The school develops pupils' interests and experience beyond the curriculum well.

Pupils learn about diversity and equality. Teachers encourage pupils to discuss local and global news stories. Pupils learn about working as a team and how to problem-solve during their outdoor learning sessions.

They attend a wide range of clubs on offer at the school that are accessible to all pupils, including those with SEND and disadvantaged pupils.


The arrangements for safeguarding are effective.

Leaders provide training that helps staff to identify pupils who may be at risk of harm.

They make sure that volunteers in the school know what to do if they have a concern about the safety of a pupil. Leaders carefully check that all adults in school are safe to work with pupils. They respond to concerns raised about the safety of pupils swiftly.

They draw on outside agencies to offer support for pupils and families.

Staff help pupils to learn about the potential dangers of being online. They create a happy and relaxed atmosphere in school where pupils are comfortable sharing any worries they may have with adults.

What does the school need to do to improve?

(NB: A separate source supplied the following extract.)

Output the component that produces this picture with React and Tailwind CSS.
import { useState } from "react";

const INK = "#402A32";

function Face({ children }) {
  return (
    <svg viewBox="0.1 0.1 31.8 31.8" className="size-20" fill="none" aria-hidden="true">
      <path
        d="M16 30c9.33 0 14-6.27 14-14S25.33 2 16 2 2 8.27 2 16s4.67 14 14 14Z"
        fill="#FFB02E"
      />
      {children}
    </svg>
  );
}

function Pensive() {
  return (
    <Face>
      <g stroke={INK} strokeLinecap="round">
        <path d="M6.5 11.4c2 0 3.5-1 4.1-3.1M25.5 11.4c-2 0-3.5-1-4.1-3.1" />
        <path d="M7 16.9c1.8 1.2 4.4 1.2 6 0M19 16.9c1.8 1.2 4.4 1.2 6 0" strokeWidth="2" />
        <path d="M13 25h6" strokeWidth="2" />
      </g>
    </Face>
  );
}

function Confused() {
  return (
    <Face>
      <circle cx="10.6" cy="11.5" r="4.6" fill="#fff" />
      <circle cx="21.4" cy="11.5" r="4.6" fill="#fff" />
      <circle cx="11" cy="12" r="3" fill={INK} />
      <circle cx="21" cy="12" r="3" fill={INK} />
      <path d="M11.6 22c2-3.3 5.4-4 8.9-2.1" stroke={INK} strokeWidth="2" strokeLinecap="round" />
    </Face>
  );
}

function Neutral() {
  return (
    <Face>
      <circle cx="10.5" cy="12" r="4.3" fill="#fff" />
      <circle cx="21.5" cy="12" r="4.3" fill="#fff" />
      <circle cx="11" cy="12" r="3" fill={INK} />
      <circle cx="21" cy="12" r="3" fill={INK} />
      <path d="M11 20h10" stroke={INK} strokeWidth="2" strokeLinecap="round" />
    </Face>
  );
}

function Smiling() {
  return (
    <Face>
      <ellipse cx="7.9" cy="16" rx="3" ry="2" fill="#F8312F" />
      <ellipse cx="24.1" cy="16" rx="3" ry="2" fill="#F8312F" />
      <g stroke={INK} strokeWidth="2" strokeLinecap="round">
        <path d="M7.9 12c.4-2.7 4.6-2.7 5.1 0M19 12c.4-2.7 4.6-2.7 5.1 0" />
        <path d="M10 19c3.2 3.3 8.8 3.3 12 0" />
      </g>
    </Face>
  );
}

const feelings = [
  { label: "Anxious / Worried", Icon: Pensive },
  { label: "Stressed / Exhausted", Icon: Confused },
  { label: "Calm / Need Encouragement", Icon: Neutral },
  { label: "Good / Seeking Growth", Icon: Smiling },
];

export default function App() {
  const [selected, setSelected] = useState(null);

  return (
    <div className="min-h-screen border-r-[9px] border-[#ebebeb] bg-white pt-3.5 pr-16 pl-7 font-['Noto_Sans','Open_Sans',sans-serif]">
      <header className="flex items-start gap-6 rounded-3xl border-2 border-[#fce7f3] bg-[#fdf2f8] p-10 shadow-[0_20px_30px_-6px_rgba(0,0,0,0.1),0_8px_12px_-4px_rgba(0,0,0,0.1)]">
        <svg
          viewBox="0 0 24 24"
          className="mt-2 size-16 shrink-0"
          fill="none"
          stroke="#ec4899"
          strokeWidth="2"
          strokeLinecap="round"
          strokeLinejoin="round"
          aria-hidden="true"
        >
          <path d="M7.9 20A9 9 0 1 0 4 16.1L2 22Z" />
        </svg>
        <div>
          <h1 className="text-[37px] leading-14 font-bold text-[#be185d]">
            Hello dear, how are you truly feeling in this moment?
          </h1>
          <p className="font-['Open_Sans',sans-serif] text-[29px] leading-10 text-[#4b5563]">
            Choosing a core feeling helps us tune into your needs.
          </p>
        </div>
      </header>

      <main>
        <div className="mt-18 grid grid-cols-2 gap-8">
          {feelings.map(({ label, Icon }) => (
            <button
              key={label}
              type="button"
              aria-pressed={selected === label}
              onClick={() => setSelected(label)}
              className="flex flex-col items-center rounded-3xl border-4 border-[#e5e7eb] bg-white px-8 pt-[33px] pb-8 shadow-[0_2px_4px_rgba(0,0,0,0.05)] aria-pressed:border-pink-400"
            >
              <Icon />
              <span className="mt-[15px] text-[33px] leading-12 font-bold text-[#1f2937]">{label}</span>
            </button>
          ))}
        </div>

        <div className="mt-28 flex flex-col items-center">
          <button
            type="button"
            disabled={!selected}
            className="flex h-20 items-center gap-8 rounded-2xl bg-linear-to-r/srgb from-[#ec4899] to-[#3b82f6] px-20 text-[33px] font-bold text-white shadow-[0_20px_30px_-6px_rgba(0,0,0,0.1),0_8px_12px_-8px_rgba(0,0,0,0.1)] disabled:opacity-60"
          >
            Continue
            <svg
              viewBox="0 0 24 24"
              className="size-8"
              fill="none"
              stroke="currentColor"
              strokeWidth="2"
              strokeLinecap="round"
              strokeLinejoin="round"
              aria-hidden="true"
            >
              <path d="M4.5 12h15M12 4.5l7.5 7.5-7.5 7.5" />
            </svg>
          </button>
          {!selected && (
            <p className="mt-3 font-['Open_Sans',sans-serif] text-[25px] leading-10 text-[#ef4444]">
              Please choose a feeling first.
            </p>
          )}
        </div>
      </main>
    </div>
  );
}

(Information for the school and appropriate authority)

• In a minority of subjects, leaders have not yet identified clearly enough the curriculum content and how this builds progressively. This means that there are some minor inconsistencies in how subjects are taught and pupils' learning is not as deep as it could be. Subject leaders need to clarify the progression of learning in all subjects and ensure that teachers implement this consistently.